Há momentos em que se mostra que ideia realmente se tem das coisas. A ideia que o Governo tem da Justiça é muito simplesmente aterradora. Já se sabia que o Governo acha que a justiça deve ser tão cara que impeça os cidadãos de tentar fazer valer os seus direitos nos tribunais, que é o local próprio para o fazer num Estado de Direito. Agora, o Governo instalou, sem um assomo de hesitação nem de vergonha, o Juiz Presidente do Tribunal Central de Instrução Criminal num gabinete de rés-do-chão, protegido por uma vidraça vulgar de Lineu, à vista de quem passa, à mercê de qualquer atentado. Numa palavra: uma brincadeira de mau gosto? Não. Foi verdade.
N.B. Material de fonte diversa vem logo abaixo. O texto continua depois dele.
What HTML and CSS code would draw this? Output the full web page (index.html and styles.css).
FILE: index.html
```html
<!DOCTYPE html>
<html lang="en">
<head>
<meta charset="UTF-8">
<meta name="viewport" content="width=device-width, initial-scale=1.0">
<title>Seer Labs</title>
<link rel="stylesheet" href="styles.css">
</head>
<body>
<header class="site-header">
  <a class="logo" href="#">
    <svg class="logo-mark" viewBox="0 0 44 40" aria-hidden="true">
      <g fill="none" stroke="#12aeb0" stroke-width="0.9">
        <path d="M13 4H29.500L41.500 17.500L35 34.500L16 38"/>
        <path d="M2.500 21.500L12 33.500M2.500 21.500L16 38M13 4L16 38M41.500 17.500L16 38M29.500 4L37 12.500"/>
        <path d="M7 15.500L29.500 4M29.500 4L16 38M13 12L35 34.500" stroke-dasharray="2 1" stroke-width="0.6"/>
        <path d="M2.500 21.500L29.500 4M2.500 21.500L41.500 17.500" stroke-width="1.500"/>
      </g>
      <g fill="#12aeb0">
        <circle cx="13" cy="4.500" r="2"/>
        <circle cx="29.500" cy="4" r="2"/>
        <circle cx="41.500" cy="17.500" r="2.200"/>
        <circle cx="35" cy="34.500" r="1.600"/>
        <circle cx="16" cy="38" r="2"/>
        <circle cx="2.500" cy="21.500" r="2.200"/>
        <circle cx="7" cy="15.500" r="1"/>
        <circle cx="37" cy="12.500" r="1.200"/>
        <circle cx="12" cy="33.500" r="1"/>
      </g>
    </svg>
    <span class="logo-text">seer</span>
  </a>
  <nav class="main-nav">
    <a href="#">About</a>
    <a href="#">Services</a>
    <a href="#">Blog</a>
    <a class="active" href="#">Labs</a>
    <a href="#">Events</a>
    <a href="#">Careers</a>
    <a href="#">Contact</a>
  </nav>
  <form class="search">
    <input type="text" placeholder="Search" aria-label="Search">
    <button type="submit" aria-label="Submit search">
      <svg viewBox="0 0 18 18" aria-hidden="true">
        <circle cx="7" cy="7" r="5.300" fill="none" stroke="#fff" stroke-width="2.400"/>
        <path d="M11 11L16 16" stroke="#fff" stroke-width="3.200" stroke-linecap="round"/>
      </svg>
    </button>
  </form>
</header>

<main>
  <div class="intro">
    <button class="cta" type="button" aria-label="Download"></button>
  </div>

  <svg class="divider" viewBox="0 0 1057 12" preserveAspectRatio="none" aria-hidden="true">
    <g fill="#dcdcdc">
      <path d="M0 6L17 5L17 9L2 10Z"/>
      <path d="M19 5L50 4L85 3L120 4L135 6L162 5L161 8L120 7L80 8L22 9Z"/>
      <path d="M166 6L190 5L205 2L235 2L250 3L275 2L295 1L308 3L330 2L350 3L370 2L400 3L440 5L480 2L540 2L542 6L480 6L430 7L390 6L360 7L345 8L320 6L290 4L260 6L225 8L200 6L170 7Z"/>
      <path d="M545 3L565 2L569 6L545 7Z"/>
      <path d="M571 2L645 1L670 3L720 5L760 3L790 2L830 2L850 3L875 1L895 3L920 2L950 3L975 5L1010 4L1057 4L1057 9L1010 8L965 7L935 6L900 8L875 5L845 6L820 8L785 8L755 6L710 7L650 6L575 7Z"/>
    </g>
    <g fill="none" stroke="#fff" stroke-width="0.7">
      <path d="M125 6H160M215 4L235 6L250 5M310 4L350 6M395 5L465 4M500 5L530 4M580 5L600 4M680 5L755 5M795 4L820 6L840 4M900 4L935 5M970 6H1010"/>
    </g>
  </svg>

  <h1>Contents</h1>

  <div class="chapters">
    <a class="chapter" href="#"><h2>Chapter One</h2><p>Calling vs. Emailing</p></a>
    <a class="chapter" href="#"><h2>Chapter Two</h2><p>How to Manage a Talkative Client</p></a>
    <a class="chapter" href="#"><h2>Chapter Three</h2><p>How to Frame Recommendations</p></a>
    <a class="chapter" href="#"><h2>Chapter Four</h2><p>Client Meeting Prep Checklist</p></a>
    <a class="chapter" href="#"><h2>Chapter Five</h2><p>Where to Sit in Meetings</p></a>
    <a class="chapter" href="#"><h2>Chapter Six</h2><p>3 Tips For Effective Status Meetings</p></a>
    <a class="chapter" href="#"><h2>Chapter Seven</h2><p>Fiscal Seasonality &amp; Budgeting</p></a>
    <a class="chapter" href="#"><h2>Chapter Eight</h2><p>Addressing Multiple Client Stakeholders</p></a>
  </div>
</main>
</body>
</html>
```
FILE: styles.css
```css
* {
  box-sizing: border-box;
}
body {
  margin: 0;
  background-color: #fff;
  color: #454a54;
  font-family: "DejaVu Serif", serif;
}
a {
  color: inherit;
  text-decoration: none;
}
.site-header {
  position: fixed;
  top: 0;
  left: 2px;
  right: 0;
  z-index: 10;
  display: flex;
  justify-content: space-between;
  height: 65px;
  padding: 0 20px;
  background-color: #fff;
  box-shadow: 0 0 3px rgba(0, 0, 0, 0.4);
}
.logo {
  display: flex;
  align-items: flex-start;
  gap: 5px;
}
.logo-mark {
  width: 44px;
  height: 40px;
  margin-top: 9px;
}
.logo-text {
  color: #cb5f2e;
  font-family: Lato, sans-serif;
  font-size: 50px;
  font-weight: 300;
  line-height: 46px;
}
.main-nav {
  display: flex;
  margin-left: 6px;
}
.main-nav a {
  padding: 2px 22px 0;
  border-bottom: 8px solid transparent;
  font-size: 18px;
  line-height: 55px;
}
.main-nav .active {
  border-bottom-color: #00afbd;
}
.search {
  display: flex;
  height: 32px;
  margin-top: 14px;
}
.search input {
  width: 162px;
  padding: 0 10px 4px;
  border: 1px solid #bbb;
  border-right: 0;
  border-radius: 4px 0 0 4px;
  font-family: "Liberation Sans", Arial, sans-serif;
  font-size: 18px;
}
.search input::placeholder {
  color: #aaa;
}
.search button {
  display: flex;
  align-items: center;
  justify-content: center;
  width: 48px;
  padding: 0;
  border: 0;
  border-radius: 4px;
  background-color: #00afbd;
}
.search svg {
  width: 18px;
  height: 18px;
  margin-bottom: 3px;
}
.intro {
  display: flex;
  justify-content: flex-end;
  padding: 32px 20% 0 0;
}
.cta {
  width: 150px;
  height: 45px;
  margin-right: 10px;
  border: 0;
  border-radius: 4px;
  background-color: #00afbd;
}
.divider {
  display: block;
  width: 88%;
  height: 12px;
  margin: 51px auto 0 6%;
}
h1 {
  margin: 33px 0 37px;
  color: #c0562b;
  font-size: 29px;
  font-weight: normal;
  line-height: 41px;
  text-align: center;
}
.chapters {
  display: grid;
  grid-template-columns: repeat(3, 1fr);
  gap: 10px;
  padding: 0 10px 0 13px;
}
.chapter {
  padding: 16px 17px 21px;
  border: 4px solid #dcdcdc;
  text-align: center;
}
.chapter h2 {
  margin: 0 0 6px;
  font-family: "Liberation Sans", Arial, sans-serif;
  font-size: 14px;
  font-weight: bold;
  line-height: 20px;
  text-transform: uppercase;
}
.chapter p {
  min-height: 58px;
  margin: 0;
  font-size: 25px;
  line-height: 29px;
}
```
Carlos Alexandre, esclareça-se quem não sabe, é o juiz de instrução que tem em mãos processos tão irrelevantes como os do BPN, do Freeport do gang do multibanco, entre muitos outros, de que se fala pouco, mas que são tão ou mais sensíveis do que estes.
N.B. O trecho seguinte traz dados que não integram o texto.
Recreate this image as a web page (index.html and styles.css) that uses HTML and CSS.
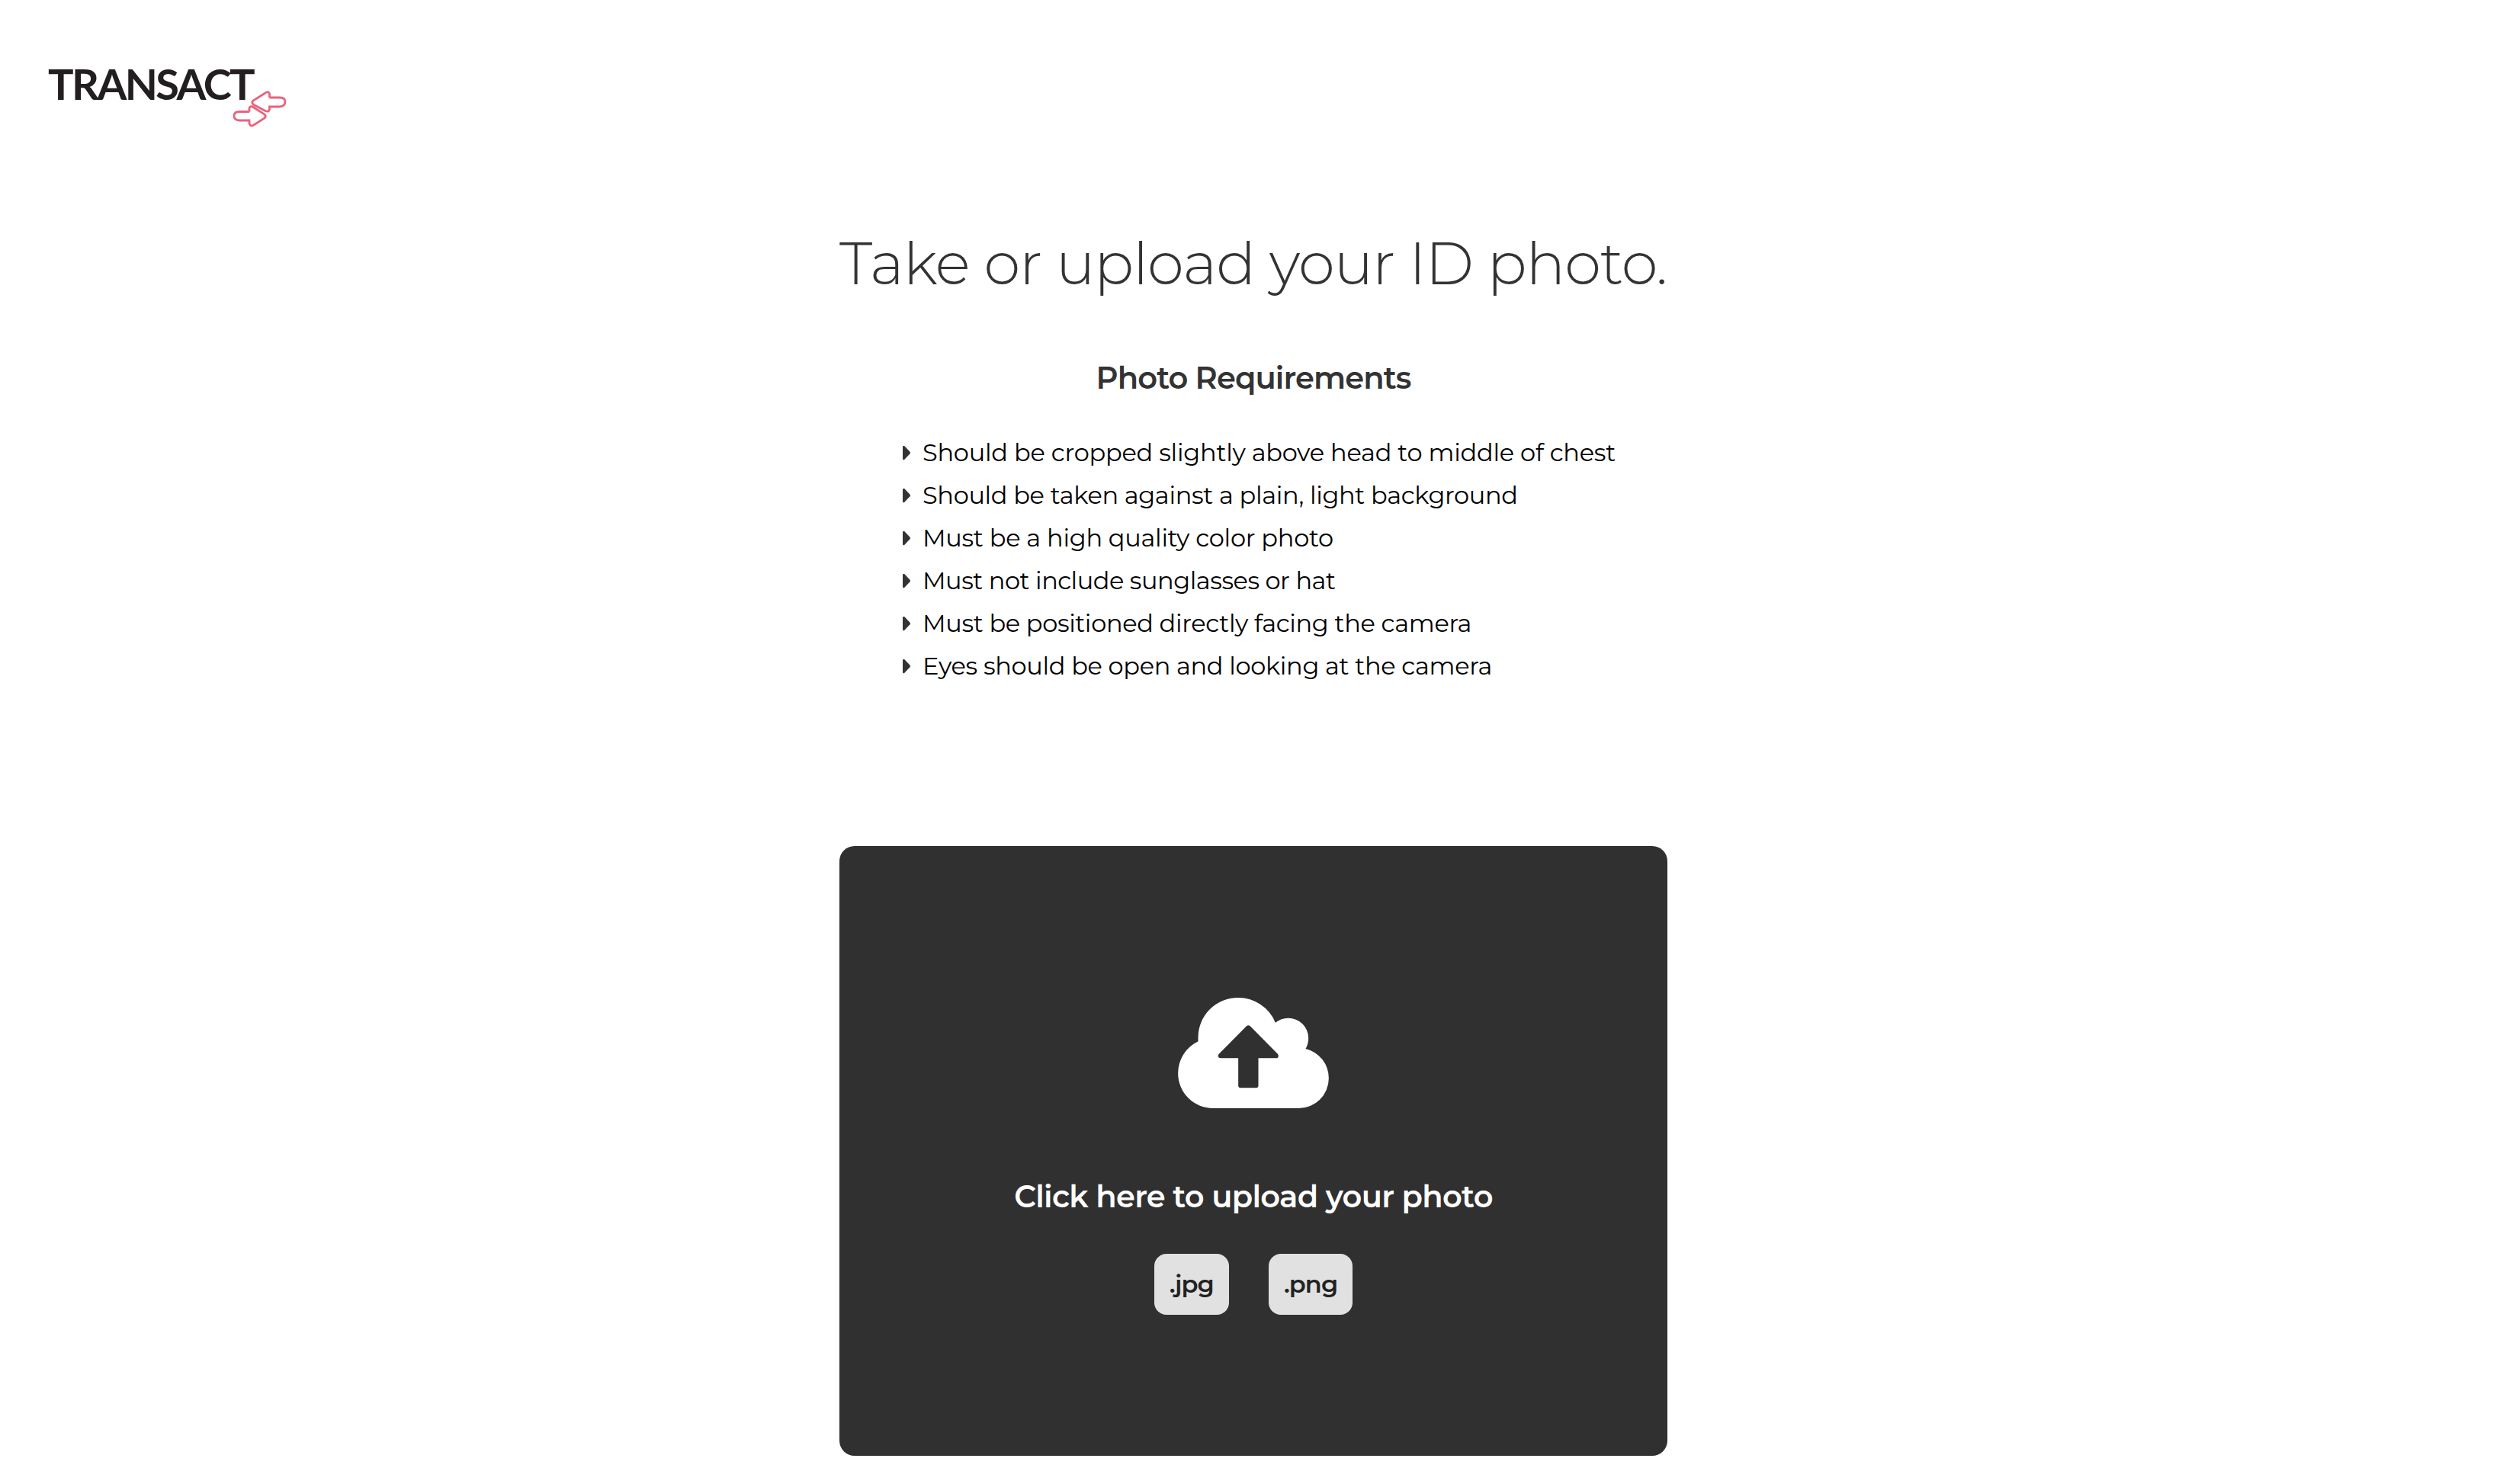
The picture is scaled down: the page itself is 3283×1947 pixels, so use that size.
FILE: index.html
```html
<!DOCTYPE html>
<html lang="en">
<head>
<meta charset="utf-8">
<title>ID photo upload</title>
<link rel="stylesheet" href="styles.css">
</head>
<body>
<header class="header">
  <div class="logo">
    <span class="logo-text">TRANSACT</span>
    <svg class="logo-arrows" viewBox="0 0 72 48" width="72" height="48"><path d="M46.500 10V5Q45 1 41 4L25 14Q22.500 16.500 25 19L41 27.500Q46 29.500 46.500 25V22H60Q67 21 67 15.500T60 10H46.500M20 28.500V24Q21 20.500 25 22.500L40 32Q42.500 34.500 40 37L25 46.500Q21 48 20 44V40H7Q0 39.500 0 34T7 28.500H20" fill="none" stroke="#e8637c" stroke-width="2.800"/></svg>
  </div>
</header>
<main class="content">
  <h1 class="title">Take or upload your ID photo.</h1>
  <h2 class="subtitle">Photo Requirements</h2>
  <ul class="requirements">
    <li class="item-1">Should be cropped slightly above head to middle of chest</li>
    <li>Should be taken against a plain, light background</li>
    <li class="item-3">Must be a high quality color photo</li>
    <li class="item-4">Must not include sunglasses or hat</li>
    <li>Must be positioned directly facing the camera</li>
    <li>Eyes should be open and looking at the camera</li>
  </ul>
  <section class="upload">
    <svg class="cloud" viewBox="0 0 593 435"><path fill="#fff" fill-rule="evenodd" d="M137 435A137 137 0 0 1 0 298A138 138 0 0 1 79 172V157A156 157 0 0 1 235 0A158 158 0 0 1 383 98A79 79 0 0 1 434 80A79 79 0 0 1 513 158A84 84 0 0 1 502 201A118 118 0 0 1 593 317A118 118 0 0 1 475 435ZM270 111L161 221C154 229 159 238 168 238H237V346Q237 355 246 355H307Q316 355 316 346V238H386C395 238 398 229 392 221L283 111Q276 106 270 111Z"/></svg>
    <p class="upload-text">Click here to upload your photo</p>
    <div class="formats"><span class="format">.jpg</span><span class="format">.png</span></div>
  </section>
</main>
</body>
</html>
```
FILE: styles.css
```css
* { box-sizing: border-box; }
body { margin: 0; background: #fff; color: #333; font-family: Montserrat, Inter, sans-serif; }
.header { height: 291px; padding: 82px 0 0 63px; }
.logo { position: relative; width: 320px; height: 84px; }
.logo-text { font: 700 56px/56px Lato, sans-serif; letter-spacing: -2.6px; color: #231f20; }
.logo-arrows { position: absolute; left: 244px; top: 36px; overflow: visible; }
.content { width: 1086px; margin-left: 1101px; }
.title { margin: 0; height: 110px; font-size: 76.8px; line-height: 110px; font-weight: 300; letter-spacing: -1.03px; white-space: nowrap; }
.subtitle { margin: 65px 0 0; height: 60px; text-align: center; font-size: 40px; line-height: 60px; font-weight: 600; letter-spacing: -0.9px; }
.requirements { list-style: none; margin: 40px 0 0; padding: 0 0 0 83px; color: #000; font-size: 32px; line-height: 56px; letter-spacing: -0.33px; }
.requirements li { display: flex; align-items: center; gap: 16px; height: 56px; white-space: nowrap; }
.requirements li::before { content: ""; width: 10px; height: 19px; background: #333; clip-path: polygon(0 6%, 10% 0, 22% 3%, 95% 43%, 100% 50%, 95% 57%, 22% 97%, 10% 100%, 0 94%); }
.requirements .item-1 { letter-spacing: -0.23px; }
.requirements .item-3 { letter-spacing: -0.27px; }
.requirements .item-4 { letter-spacing: -0.46px; }
.upload { display: flex; flex-direction: column; align-items: center; height: 800px; margin-top: 208px; padding-top: 199px; border-radius: 20px; background: #303030; }
.cloud { width: 198px; height: 145px; }
.upload-text { margin: 86px 0 0; color: #fff; font-size: 40px; line-height: 60px; font-weight: 600; letter-spacing: -0.72px; }
.formats { display: flex; gap: 52px; margin-top: 45px; }
.format { height: 80px; padding: 0 20px; border-radius: 16px; background: #e1e1e1; color: #222; font-size: 32px; line-height: 80px; font-weight: 600; letter-spacing: -0.9px; }
```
O ministério da Justiça garantiu que o chamado Campus da Justiça é seguro e que o gabinete até foi escolhido pelo Juiz. O Juiz Carlos Alexandre afirmou que de facto aceitou a localização do gabinete, mas que apenas tinha visto a planta. O mais, ignorava.
Em qualquer país normal seria impossível suceder uma coisa destas. Alguém imagina, por exemplo, estar a passear em Madrid, olhar calmamente para o lado e ver Baltazar Garzon numa espécie de aquário, sentado à secretária, a trabalhar pacatamente no seu gabinete?... Imaginar, até pode imaginar, mas uma coisa é certa: não verá.
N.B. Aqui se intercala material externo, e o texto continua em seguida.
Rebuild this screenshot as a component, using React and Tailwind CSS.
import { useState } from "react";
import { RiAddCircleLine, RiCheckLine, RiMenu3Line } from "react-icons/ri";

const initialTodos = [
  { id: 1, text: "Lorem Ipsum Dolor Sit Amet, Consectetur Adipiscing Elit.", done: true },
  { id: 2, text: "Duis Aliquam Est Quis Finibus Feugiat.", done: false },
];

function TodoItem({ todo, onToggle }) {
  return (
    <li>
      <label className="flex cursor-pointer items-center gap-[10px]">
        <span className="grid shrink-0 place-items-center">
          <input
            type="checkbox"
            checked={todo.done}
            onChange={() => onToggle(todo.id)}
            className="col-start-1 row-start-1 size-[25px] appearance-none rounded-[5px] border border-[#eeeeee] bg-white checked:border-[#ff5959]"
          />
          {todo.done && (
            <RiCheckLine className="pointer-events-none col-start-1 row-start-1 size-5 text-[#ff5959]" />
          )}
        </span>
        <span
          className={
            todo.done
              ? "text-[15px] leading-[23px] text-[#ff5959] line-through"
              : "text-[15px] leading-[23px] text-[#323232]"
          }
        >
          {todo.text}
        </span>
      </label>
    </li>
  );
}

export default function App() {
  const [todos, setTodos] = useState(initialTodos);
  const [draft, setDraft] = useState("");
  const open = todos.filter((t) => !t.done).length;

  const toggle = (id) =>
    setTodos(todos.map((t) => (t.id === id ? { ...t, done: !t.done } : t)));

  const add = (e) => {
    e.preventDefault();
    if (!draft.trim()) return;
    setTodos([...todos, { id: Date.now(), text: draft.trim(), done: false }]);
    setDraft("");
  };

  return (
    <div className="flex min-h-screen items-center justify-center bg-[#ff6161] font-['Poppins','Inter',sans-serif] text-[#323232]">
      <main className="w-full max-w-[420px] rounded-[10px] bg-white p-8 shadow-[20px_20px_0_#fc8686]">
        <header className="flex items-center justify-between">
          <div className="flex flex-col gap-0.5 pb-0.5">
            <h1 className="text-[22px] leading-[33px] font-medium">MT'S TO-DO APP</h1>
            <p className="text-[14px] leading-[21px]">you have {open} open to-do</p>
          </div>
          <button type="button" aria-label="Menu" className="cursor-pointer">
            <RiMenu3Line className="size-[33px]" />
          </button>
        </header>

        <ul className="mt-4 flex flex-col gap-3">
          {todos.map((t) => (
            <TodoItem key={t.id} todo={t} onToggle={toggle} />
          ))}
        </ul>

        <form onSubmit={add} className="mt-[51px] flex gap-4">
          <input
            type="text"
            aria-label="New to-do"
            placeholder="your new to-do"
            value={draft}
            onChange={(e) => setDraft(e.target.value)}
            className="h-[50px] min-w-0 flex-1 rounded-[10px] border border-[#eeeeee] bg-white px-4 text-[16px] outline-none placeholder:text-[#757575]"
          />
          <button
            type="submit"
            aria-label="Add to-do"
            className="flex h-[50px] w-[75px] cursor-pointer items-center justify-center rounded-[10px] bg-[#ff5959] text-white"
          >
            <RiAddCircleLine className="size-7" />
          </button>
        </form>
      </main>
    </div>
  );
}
Perante isto, qual foi a solução? Arranjar um local de trabalho seguro a um Juiz que já foi ameaçado várias vezes e que vive com segurança pessoal? Isso seria num país normal. Não senhor. A solução foi aplicar uma película na janela que vai impedir ver para o interior do gabinete. Uma película espelhada, daquelas que deixam ver de dentro para fora, mas impedem de ver de fora para dentro.
Vai toda uma política nesta solução. Primeiro: já toda a gente sabe qual é o gabinete do Juiz. Segundo: o regime aplicou a solução correspondente ao seu estado actual. A película espelhada é, verdadeiramente, um estado de espírito do regime. Ver e não ser visto. E com isso se basta, porque ver e não ser visto é um poder superior.
De facto este regime vê-nos a todos de dentro para fora, mas não nos deixa ver nada de fora para dentro. Somos vigiados pelo Estado, mas o Estado não se deixa vigiar. Vivemos rodeados de segredos por todos os lados. Fundações secretas, contratos do Estado com empresas secretos, tudo secreto.
Um pormenor: o trabalhador que instalou a película até foi entrevistado pela televisão. Um primor. Um non sense. Não tarda, participará num reality show, como o homem que aplicou a película no gabinete do juiz.